_Record excerpts:_
* * * *
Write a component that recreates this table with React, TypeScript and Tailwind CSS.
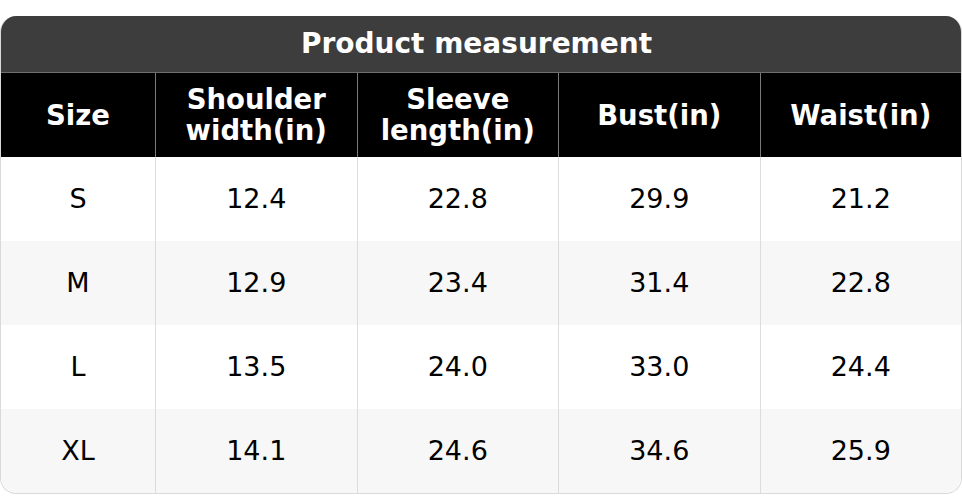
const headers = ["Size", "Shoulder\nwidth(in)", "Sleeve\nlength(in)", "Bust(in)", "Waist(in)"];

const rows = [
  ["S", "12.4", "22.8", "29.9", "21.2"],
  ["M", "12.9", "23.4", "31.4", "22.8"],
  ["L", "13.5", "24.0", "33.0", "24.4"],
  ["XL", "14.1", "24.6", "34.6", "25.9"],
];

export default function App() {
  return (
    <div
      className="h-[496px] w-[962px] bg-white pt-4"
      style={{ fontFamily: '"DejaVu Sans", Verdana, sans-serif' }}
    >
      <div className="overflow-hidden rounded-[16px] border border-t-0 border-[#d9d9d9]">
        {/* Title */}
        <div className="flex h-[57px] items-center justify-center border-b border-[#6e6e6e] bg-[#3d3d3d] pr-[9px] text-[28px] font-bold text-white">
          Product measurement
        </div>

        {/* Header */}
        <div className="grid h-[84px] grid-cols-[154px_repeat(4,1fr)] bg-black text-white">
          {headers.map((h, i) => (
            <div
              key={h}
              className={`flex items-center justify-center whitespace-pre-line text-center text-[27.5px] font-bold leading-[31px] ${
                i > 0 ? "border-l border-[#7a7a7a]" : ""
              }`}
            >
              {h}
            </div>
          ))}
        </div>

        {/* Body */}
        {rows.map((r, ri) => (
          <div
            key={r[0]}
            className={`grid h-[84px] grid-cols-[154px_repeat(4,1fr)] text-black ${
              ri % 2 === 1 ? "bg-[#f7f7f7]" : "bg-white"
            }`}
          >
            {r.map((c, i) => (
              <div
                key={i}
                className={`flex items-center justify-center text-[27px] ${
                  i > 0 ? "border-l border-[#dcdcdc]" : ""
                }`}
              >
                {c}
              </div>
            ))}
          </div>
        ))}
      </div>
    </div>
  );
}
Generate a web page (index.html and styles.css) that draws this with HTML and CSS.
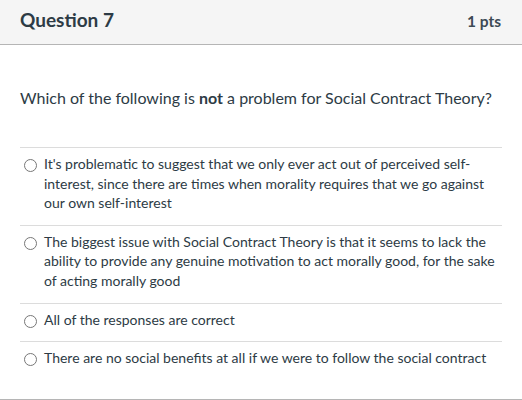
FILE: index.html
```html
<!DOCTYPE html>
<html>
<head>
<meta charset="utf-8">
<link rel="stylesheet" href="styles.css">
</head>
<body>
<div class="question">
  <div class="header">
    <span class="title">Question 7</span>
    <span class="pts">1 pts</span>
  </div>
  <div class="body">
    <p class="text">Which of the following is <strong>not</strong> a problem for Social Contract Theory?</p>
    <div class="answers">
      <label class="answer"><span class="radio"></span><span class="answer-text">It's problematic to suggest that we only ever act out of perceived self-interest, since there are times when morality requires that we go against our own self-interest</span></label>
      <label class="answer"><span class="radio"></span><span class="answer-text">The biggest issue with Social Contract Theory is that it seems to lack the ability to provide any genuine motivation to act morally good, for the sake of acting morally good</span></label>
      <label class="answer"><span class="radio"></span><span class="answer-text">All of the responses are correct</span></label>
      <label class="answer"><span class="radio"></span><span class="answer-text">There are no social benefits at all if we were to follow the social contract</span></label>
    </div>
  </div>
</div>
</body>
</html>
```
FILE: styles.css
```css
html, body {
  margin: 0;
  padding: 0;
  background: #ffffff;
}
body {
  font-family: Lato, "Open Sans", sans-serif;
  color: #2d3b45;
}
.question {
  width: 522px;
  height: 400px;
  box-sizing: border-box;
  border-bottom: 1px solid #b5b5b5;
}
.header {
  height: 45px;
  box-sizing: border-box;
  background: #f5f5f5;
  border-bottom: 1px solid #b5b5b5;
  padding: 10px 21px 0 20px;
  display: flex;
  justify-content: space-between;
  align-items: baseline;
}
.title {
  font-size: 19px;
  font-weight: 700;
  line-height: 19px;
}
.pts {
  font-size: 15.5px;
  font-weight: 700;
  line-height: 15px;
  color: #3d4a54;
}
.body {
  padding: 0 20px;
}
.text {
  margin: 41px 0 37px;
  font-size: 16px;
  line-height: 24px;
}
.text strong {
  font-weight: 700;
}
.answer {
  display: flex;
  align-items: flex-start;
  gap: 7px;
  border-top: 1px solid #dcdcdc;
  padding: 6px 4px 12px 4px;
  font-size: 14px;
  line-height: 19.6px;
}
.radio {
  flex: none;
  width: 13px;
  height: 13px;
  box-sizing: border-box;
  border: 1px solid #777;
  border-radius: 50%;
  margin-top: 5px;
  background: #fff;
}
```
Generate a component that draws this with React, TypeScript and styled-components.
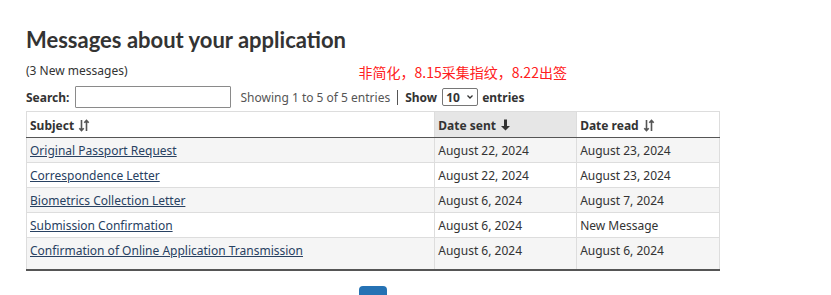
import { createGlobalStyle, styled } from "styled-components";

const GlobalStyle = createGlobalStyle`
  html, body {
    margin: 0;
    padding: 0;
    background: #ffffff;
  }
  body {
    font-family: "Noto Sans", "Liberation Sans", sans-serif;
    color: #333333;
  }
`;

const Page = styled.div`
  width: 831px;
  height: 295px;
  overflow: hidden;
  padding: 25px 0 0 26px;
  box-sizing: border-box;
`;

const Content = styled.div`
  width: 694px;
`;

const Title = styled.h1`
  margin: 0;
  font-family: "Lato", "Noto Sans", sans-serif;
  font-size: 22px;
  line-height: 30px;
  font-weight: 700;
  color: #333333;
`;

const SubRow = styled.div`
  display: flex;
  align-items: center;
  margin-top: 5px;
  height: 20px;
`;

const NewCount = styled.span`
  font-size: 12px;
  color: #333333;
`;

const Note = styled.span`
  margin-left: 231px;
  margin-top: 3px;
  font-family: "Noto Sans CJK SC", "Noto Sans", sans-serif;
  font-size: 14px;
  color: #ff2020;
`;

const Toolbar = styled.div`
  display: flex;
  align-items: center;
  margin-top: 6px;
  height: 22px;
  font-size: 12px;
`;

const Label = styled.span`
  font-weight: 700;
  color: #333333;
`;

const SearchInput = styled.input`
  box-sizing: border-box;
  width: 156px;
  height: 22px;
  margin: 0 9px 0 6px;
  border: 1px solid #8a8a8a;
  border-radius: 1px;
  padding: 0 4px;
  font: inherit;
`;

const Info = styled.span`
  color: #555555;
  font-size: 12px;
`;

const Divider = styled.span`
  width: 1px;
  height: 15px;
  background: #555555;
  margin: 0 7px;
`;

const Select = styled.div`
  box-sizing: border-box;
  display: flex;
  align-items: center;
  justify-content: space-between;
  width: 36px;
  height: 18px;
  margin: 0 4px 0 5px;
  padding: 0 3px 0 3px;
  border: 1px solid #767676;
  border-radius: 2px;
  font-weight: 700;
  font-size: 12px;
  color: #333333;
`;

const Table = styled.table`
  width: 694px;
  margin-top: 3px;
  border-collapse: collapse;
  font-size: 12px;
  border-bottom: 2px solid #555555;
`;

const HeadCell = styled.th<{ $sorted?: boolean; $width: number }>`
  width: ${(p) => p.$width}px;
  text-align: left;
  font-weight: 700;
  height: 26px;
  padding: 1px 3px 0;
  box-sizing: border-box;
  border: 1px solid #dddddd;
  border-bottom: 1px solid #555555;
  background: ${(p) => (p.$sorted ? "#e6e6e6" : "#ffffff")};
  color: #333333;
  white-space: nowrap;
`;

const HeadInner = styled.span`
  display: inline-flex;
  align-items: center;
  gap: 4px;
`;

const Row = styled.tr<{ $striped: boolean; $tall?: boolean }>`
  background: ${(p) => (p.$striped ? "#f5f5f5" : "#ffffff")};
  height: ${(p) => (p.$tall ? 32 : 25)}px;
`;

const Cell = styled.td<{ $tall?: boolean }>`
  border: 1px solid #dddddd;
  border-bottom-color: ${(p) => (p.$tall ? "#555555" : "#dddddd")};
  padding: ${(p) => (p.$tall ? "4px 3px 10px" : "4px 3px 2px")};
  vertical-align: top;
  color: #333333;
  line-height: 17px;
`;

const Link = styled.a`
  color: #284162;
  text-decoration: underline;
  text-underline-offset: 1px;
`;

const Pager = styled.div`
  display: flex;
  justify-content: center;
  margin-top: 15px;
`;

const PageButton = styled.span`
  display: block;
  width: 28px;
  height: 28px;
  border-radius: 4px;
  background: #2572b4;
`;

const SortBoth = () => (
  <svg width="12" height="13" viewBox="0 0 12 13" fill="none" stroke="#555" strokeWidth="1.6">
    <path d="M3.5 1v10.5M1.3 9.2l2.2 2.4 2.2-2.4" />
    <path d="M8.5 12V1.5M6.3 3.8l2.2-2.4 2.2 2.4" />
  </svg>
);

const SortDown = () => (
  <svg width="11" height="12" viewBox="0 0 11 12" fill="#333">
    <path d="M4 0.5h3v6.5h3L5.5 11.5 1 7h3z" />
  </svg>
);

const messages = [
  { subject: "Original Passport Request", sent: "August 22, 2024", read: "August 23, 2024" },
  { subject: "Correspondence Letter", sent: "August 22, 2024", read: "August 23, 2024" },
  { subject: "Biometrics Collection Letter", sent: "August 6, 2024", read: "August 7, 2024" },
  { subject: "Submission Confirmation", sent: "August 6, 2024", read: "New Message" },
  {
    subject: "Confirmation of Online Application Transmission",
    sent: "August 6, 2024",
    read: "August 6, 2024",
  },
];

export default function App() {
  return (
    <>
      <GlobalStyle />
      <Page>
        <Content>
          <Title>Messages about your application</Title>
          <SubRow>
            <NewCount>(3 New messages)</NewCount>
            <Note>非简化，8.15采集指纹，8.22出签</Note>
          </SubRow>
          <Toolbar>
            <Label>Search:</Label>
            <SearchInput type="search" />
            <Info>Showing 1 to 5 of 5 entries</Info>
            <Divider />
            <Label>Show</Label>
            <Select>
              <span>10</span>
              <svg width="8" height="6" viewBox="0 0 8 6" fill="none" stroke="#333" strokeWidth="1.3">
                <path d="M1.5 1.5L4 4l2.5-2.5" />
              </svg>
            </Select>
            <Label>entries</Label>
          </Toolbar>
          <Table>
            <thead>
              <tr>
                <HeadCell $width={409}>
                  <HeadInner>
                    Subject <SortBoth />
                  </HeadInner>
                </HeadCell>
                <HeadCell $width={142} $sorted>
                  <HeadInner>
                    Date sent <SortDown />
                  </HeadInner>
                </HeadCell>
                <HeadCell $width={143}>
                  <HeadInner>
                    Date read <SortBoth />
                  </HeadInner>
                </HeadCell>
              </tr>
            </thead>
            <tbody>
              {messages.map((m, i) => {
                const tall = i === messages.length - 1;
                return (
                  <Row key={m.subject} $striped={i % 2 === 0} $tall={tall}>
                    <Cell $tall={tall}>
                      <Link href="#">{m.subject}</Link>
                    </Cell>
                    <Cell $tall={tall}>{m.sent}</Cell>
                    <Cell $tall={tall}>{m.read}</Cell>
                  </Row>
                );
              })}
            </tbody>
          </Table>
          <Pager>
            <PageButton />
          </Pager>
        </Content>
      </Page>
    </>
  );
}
* * * *
_Set exercise:_ Copy every line of the listing that includes the string "Generate".

_Task response:_
Generate a web page (index.html and styles.css) that draws this with HTML and CSS.
Generate a component that draws this with React, TypeScript and styled-components.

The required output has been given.